### [Exercise prompt]
Leave out the pictures and repeat the rest of the material exactly.
◇ ◇ ◇ ◇ ◇ ◇ ◇
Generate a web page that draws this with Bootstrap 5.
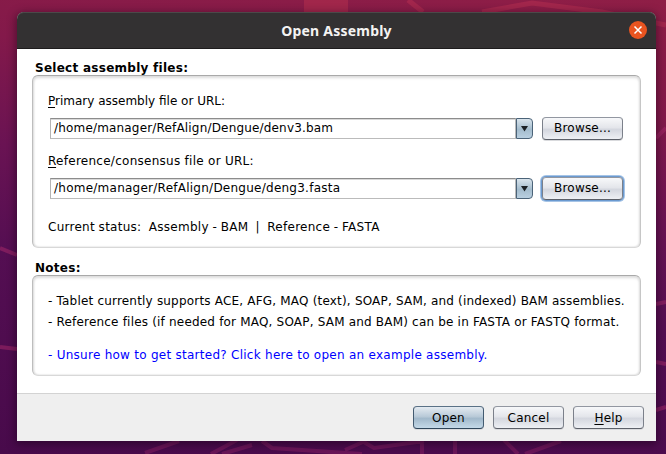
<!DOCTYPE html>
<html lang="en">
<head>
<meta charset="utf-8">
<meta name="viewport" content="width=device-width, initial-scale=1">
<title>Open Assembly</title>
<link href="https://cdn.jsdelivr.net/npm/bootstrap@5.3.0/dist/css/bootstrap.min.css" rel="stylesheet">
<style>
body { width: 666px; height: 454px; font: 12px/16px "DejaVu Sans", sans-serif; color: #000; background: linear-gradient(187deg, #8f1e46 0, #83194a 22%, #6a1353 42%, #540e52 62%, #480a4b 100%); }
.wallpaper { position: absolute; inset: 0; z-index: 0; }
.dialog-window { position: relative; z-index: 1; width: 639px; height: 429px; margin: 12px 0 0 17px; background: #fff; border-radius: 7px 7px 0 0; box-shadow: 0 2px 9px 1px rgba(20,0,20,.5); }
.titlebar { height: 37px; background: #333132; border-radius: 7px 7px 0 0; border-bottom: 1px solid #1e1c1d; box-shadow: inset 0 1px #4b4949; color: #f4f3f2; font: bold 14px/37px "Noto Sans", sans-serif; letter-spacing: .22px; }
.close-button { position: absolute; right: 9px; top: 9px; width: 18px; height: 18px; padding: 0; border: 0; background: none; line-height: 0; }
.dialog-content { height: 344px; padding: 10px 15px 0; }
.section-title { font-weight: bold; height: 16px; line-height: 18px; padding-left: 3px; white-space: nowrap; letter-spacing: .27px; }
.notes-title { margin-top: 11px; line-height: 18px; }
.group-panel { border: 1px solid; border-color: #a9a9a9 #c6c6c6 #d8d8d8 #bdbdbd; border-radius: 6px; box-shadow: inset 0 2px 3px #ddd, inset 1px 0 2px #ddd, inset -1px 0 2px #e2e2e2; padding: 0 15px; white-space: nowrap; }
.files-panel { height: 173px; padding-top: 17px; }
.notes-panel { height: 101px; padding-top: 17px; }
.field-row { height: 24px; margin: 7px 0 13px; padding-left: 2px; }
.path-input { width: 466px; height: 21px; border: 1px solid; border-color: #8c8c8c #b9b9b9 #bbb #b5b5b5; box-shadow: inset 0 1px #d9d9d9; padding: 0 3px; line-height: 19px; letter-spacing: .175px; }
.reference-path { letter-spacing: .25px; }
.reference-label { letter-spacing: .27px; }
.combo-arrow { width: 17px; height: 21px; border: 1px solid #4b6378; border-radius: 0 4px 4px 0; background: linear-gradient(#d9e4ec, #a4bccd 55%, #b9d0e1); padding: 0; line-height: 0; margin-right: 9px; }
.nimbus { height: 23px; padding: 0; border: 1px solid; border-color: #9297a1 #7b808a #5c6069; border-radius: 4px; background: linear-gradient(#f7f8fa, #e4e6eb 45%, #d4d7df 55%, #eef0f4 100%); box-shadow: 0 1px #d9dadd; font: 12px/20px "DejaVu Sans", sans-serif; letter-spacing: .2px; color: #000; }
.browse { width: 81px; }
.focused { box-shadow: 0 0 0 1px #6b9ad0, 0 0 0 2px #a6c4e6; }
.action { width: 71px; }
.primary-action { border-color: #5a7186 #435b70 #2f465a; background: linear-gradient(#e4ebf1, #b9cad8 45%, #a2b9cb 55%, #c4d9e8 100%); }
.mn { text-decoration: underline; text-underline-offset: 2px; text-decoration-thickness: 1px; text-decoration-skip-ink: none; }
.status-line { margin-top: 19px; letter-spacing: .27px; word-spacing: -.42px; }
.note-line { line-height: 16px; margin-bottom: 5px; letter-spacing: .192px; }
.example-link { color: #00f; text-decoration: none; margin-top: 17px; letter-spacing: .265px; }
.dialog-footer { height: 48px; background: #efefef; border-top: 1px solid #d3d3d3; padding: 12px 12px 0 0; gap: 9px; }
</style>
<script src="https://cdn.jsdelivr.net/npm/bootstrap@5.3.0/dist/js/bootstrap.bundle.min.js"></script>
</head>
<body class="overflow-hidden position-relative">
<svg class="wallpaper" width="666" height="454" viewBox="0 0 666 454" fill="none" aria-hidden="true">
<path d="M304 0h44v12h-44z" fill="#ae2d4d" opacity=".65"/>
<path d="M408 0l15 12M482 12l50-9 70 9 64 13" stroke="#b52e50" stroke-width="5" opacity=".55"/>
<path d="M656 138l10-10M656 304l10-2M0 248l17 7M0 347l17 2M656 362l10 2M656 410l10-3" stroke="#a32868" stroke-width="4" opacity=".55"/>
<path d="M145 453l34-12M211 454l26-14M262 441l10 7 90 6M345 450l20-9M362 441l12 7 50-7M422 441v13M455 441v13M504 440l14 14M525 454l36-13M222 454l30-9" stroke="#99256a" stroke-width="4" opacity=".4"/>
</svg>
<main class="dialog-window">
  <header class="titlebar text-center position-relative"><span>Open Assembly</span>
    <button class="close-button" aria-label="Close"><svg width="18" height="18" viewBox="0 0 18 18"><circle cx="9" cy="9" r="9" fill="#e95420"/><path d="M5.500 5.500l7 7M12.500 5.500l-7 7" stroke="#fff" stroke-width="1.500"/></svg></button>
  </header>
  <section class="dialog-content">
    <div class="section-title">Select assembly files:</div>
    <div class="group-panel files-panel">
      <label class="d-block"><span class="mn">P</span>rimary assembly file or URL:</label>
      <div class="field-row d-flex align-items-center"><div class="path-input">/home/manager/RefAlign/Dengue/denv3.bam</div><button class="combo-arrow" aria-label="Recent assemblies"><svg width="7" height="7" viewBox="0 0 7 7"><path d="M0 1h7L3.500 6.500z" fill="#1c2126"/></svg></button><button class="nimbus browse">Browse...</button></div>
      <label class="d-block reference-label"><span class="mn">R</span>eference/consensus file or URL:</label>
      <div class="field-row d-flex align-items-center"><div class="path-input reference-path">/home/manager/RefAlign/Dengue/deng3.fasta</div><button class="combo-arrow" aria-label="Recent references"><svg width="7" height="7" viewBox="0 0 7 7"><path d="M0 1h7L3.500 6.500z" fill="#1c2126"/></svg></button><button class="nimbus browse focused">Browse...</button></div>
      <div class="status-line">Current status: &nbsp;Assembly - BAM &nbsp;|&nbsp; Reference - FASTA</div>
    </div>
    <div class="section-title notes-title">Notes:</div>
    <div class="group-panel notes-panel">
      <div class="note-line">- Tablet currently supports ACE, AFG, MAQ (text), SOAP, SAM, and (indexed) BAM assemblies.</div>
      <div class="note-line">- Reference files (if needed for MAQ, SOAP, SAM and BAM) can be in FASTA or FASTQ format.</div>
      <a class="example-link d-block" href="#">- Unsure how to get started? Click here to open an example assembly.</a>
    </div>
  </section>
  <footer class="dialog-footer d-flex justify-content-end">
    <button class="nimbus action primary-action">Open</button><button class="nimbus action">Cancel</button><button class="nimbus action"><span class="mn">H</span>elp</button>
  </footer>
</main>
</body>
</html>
◇ ◇ ◇ ◇ ◇ ◇ ◇
### [Answer to this exercise]
Generate a web page that draws this with Bootstrap 5.
<!DOCTYPE html>
<html lang="en">
<head>
<meta charset="utf-8">
<meta name="viewport" content="width=device-width, initial-scale=1">
<title>Open Assembly</title>
<link href="https://cdn.jsdelivr.net/npm/bootstrap@5.3.0/dist/css/bootstrap.min.css" rel="stylesheet">
<style>
body { width: 666px; height: 454px; font: 12px/16px "DejaVu Sans", sans-serif; color: #000; background: linear-gradient(187deg, #8f1e46 0, #83194a 22%, #6a1353 42%, #540e52 62%, #480a4b 100%); }
.wallpaper { position: absolute; inset: 0; z-index: 0; }
.dialog-window { position: relative; z-index: 1; width: 639px; height: 429px; margin: 12px 0 0 17px; background: #fff; border-radius: 7px 7px 0 0; box-shadow: 0 2px 9px 1px rgba(20,0,20,.5); }
.titlebar { height: 37px; background: #333132; border-radius: 7px 7px 0 0; border-bottom: 1px solid #1e1c1d; box-shadow: inset 0 1px #4b4949; color: #f4f3f2; font: bold 14px/37px "Noto Sans", sans-serif; letter-spacing: .22px; }
.close-button { position: absolute; right: 9px; top: 9px; width: 18px; height: 18px; padding: 0; border: 0; background: none; line-height: 0; }
.dialog-content { height: 344px; padding: 10px 15px 0; }
.section-title { font-weight: bold; height: 16px; line-height: 18px; padding-left: 3px; white-space: nowrap; letter-spacing: .27px; }
.notes-title { margin-top: 11px; line-height: 18px; }
.group-panel { border: 1px solid; border-color: #a9a9a9 #c6c6c6 #d8d8d8 #bdbdbd; border-radius: 6px; box-shadow: inset 0 2px 3px #ddd, inset 1px 0 2px #ddd, inset -1px 0 2px #e2e2e2; padding: 0 15px; white-space: nowrap; }
.files-panel { height: 173px; padding-top: 17px; }
.notes-panel { height: 101px; padding-top: 17px; }
.field-row { height: 24px; margin: 7px 0 13px; padding-left: 2px; }
.path-input { width: 466px; height: 21px; border: 1px solid; border-color: #8c8c8c #b9b9b9 #bbb #b5b5b5; box-shadow: inset 0 1px #d9d9d9; padding: 0 3px; line-height: 19px; letter-spacing: .175px; }
.reference-path { letter-spacing: .25px; }
.reference-label { letter-spacing: .27px; }
.combo-arrow { width: 17px; height: 21px; border: 1px solid #4b6378; border-radius: 0 4px 4px 0; background: linear-gradient(#d9e4ec, #a4bccd 55%, #b9d0e1); padding: 0; line-height: 0; margin-right: 9px; }
.nimbus { height: 23px; padding: 0; border: 1px solid; border-color: #9297a1 #7b808a #5c6069; border-radius: 4px; background: linear-gradient(#f7f8fa, #e4e6eb 45%, #d4d7df 55%, #eef0f4 100%); box-shadow: 0 1px #d9dadd; font: 12px/20px "DejaVu Sans", sans-serif; letter-spacing: .2px; color: #000; }
.browse { width: 81px; }
.focused { box-shadow: 0 0 0 1px #6b9ad0, 0 0 0 2px #a6c4e6; }
.action { width: 71px; }
.primary-action { border-color: #5a7186 #435b70 #2f465a; background: linear-gradient(#e4ebf1, #b9cad8 45%, #a2b9cb 55%, #c4d9e8 100%); }
.mn { text-decoration: underline; text-underline-offset: 2px; text-decoration-thickness: 1px; text-decoration-skip-ink: none; }
.status-line { margin-top: 19px; letter-spacing: .27px; word-spacing: -.42px; }
.note-line { line-height: 16px; margin-bottom: 5px; letter-spacing: .192px; }
.example-link { color: #00f; text-decoration: none; margin-top: 17px; letter-spacing: .265px; }
.dialog-footer { height: 48px; background: #efefef; border-top: 1px solid #d3d3d3; padding: 12px 12px 0 0; gap: 9px; }
</style>
<script src="https://cdn.jsdelivr.net/npm/bootstrap@5.3.0/dist/js/bootstrap.bundle.min.js"></script>
</head>
<body class="overflow-hidden position-relative">
<svg class="wallpaper" width="666" height="454" viewBox="0 0 666 454" fill="none" aria-hidden="true">
<path d="M304 0h44v12h-44z" fill="#ae2d4d" opacity=".65"/>
<path d="M408 0l15 12M482 12l50-9 70 9 64 13" stroke="#b52e50" stroke-width="5" opacity=".55"/>
<path d="M656 138l10-10M656 304l10-2M0 248l17 7M0 347l17 2M656 362l10 2M656 410l10-3" stroke="#a32868" stroke-width="4" opacity=".55"/>
<path d="M145 453l34-12M211 454l26-14M262 441l10 7 90 6M345 450l20-9M362 441l12 7 50-7M422 441v13M455 441v13M504 440l14 14M525 454l36-13M222 454l30-9" stroke="#99256a" stroke-width="4" opacity=".4"/>
</svg>
<main class="dialog-window">
  <header class="titlebar text-center position-relative"><span>Open Assembly</span>
    <button class="close-button" aria-label="Close"><svg width="18" height="18" viewBox="0 0 18 18"><circle cx="9" cy="9" r="9" fill="#e95420"/><path d="M5.500 5.500l7 7M12.500 5.500l-7 7" stroke="#fff" stroke-width="1.500"/></svg></button>
  </header>
  <section class="dialog-content">
    <div class="section-title">Select assembly files:</div>
    <div class="group-panel files-panel">
      <label class="d-block"><span class="mn">P</span>rimary assembly file or URL:</label>
      <div class="field-row d-flex align-items-center"><div class="path-input">/home/manager/RefAlign/Dengue/denv3.bam</div><button class="combo-arrow" aria-label="Recent assemblies"><svg width="7" height="7" viewBox="0 0 7 7"><path d="M0 1h7L3.500 6.500z" fill="#1c2126"/></svg></button><button class="nimbus browse">Browse...</button></div>
      <label class="d-block reference-label"><span class="mn">R</span>eference/consensus file or URL:</label>
      <div class="field-row d-flex align-items-center"><div class="path-input reference-path">/home/manager/RefAlign/Dengue/deng3.fasta</div><button class="combo-arrow" aria-label="Recent references"><svg width="7" height="7" viewBox="0 0 7 7"><path d="M0 1h7L3.500 6.500z" fill="#1c2126"/></svg></button><button class="nimbus browse focused">Browse...</button></div>
      <div class="status-line">Current status: &nbsp;Assembly - BAM &nbsp;|&nbsp; Reference - FASTA</div>
    </div>
    <div class="section-title notes-title">Notes:</div>
    <div class="group-panel notes-panel">
      <div class="note-line">- Tablet currently supports ACE, AFG, MAQ (text), SOAP, SAM, and (indexed) BAM assemblies.</div>
      <div class="note-line">- Reference files (if needed for MAQ, SOAP, SAM and BAM) can be in FASTA or FASTQ format.</div>
      <a class="example-link d-block" href="#">- Unsure how to get started? Click here to open an example assembly.</a>
    </div>
  </section>
  <footer class="dialog-footer d-flex justify-content-end">
    <button class="nimbus action primary-action">Open</button><button class="nimbus action">Cancel</button><button class="nimbus action"><span class="mn">H</span>elp</button>
  </footer>
</main>
</body>
</html>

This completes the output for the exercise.